おかげさまで大きな反響を呼んだRIDEは、当社を代表するオフィスチェアーとして広く認知されました。納入先でご好評をいただいている話を耳にするたびに充実感があります。

今後は、ダイバーシティの観点を踏まえ、より多くの方に、座りやすい・疲れにくい・使いやすいと感じてもらえるイスを作り続けていきたいと考えています。また、ハイブリッドワークなどが浸透する中で、オフィスでは作業に応じてワーカーが好きな場所を選んで働くというスタイルが主流になりつつあります。働き方が多様化するなかで、それに対応したオフィス家具を作っていくことが私たちの使命だと考えています。

当社には230年の長い歴史があります。その中で全国の販売店さんと強固な信頼関係を築いてきた。これは当社の何よりの財産です。嬉しい言葉だけでなく、時には手厳しい助言をいただくこともありますが、そうした生の意見を大切にしながら今後も理想のオフィスチェアーを追求していきたいと思います。

営業エピソード

「これが当社のイチオシです」と
胸を張って提案できる逸品

RIDEは、座り心地や座面の動きに特長があり、他社にはない唯一無二の商品です。特長も分かりやすく、リリース当初から「素晴らしい商品だ」という感覚を持っていました。

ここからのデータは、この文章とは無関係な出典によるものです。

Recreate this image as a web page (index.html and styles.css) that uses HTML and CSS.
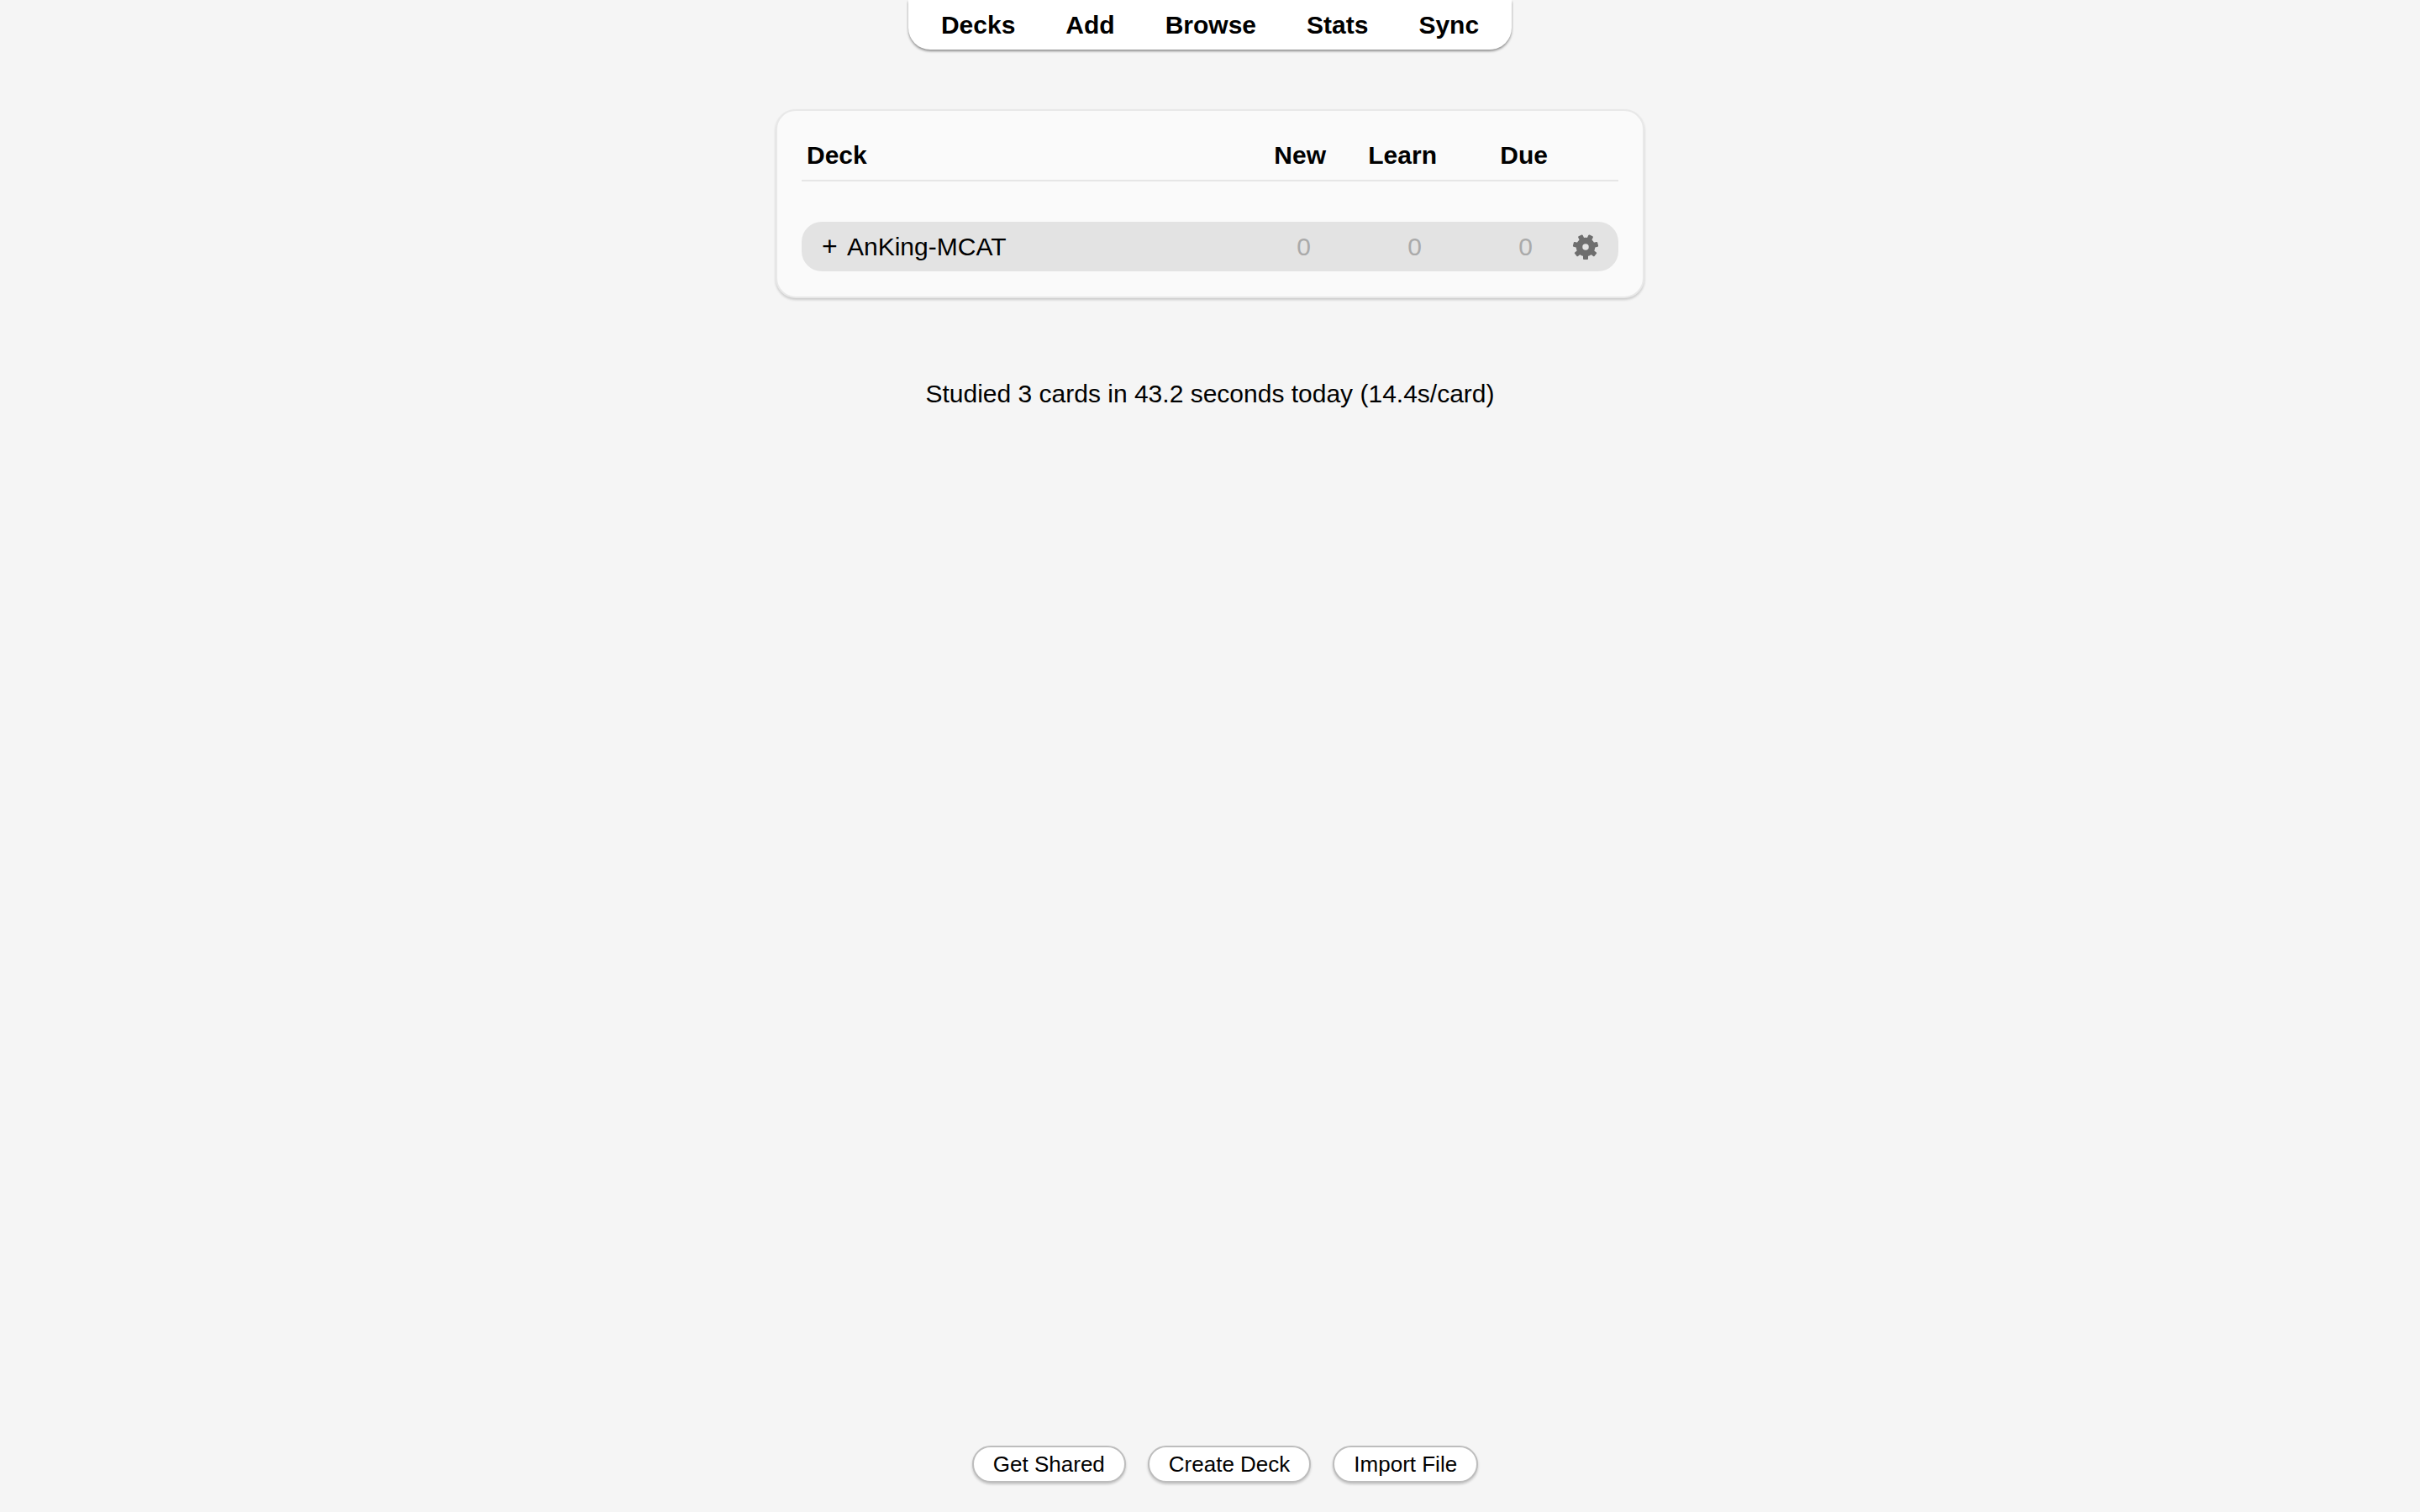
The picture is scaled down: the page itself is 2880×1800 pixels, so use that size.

オフィス空間をご提案する際には、お客様からの強い指定などがなければ、基本的に私たちの提案がベースで話が進んでいきます。RIDEは実際にショールームで座っていただくと、かなり多くのお客様に気に入っていただけますね。充実した機能を考えると非常にお買い求めやすい価格帯に設定されていますし、本当に売り込みやすい商品です。

オフィスで事務をされている女性などは、1日7~8時間座りっぱなしという人も少なくありません。そのため、「腰が痛い」といったお悩みをよくお聞きします。そういった方たちから「RIDEに座り始めてから腰痛が軽減した」といった嬉しいお声をいただけるのはとても嬉しいです。RIDEは、一度試していただくとリピート率がとても高いのが特長です。今では導入後のお客様の声をお聞きしながら、カラーラインナップを増やしたり、ヘッドレストを追加したりして、RIDEのブラッシュアップを図っています。

ライオン事務器が、
オフィスのあり方そのものを
提案していく

オフィス空間を提案する時には、「社員の体への負担に最も影響する商品ですし、ぜひ椅子だけはお金をかけてほしい」とお願いしています。健康に直結するものだから、ぜひ試してみてほしいと。RIDEはそれだけ自信を持ってご提案できる商品だと思っています。

コロナ禍をきっかけにテレワークや在宅勤務が定着し、そのまま同じ働き方を継続している企業も少なくありません。世の中のオフィスのあり方や必要性が大きく変わり始めている中で、「オフィスに来る意味」を明確にすることが問われていると感じています。ライオン事務器としては、オフィス家具を通じて、社員の方々が心地よく働き、有意義なコミュニケーションが生まれる場所を提供していくことが重要だと思います。単純にオフィス家具を納入するだけでなく、オフィスのあり方そのものを提案していく。その一環としてRIDEの魅力をこれからも発信し続けていきたいです。

ライオン事務器は、オフィス家具メーカーとしては決して大きな規模の会社ではありません。だからこそ、社内のコミュニケーションが円滑であり、社員一人ひとりがライオン事務器を背負っているという自負を持ちながら活躍していると感じます。「大手企業に負けないスピード感」や「個の力」という強みを活かしながら、これからもより良いオフィス空間を提供し続けていければと思います。